Data segment
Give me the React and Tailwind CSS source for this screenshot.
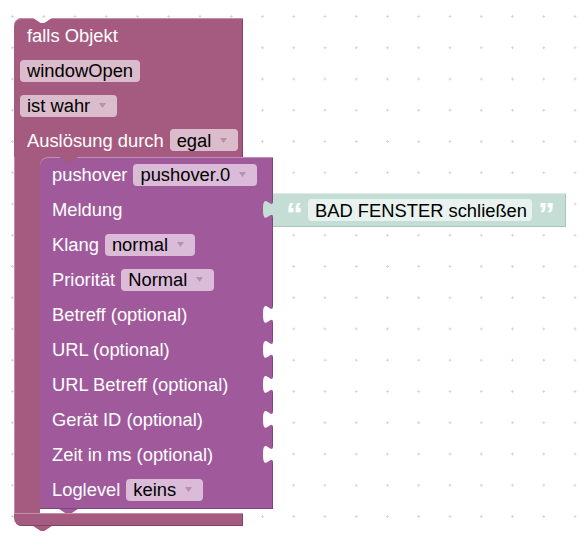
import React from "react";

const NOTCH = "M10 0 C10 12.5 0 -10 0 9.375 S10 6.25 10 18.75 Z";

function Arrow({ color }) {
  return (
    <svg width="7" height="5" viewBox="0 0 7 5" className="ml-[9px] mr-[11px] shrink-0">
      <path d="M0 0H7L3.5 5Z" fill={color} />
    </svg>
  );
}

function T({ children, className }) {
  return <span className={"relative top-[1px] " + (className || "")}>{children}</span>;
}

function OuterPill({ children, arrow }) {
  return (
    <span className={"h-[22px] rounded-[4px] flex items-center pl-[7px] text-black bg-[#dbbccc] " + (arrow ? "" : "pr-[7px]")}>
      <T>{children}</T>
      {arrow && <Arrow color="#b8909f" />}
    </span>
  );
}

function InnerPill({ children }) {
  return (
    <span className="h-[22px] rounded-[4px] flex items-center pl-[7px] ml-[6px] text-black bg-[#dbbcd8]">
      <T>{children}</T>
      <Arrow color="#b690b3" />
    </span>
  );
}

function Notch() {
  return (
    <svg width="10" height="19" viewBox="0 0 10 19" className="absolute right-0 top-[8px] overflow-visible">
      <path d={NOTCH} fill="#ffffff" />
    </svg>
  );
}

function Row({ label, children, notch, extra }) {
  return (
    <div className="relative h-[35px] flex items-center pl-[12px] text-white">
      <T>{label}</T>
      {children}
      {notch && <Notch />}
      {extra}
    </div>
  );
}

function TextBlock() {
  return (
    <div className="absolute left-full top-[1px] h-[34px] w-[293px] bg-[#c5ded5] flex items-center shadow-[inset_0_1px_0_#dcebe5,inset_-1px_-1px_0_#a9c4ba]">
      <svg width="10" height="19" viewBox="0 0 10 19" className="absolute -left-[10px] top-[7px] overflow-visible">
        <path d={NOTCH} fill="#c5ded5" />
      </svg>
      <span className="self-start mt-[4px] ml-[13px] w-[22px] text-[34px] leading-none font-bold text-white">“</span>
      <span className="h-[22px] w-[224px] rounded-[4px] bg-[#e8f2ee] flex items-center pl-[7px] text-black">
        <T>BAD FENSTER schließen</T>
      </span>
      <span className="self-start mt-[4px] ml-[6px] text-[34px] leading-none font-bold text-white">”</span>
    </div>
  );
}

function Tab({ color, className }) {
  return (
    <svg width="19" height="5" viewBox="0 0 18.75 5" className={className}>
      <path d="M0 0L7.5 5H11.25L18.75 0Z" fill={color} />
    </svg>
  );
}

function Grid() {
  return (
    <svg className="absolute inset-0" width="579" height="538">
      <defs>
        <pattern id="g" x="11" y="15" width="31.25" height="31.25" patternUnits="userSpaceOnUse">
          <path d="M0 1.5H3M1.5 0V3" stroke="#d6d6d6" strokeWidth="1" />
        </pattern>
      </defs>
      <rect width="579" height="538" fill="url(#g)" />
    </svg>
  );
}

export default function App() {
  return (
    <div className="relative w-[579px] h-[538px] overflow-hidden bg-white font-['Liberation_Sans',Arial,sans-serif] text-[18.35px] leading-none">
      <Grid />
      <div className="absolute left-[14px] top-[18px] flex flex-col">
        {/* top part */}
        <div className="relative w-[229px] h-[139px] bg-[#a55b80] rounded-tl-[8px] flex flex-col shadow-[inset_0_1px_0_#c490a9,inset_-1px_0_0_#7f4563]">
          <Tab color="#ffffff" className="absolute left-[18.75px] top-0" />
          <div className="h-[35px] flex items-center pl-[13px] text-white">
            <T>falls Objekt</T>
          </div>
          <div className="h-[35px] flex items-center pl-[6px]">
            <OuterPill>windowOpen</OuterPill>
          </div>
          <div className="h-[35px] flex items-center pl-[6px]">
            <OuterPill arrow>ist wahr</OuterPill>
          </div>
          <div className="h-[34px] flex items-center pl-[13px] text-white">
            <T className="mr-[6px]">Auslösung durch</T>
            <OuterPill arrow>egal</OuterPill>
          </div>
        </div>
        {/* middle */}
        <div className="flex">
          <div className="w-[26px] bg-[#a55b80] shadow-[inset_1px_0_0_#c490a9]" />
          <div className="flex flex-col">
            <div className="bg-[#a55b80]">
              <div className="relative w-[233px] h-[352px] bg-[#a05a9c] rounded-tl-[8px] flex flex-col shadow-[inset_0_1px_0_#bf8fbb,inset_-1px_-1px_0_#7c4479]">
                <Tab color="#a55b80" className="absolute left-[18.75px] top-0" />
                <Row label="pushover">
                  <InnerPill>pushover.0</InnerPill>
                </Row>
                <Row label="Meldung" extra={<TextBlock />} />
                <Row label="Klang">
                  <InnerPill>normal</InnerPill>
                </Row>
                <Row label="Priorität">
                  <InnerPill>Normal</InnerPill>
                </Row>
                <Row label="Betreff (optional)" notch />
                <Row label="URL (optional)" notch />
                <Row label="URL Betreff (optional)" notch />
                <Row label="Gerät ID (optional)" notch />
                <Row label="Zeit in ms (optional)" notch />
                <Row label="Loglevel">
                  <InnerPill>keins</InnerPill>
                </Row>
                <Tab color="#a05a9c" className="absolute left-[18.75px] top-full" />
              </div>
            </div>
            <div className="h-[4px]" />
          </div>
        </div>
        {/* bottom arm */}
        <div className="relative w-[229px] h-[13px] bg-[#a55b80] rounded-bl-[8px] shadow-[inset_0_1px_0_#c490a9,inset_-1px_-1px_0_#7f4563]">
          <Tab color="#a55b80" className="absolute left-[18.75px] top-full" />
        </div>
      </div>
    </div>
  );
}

Problem to solve
Copy each line of the preceding data that contains the string "React".

Task solution
Give me the React and Tailwind CSS source for this screenshot.
import React from "react";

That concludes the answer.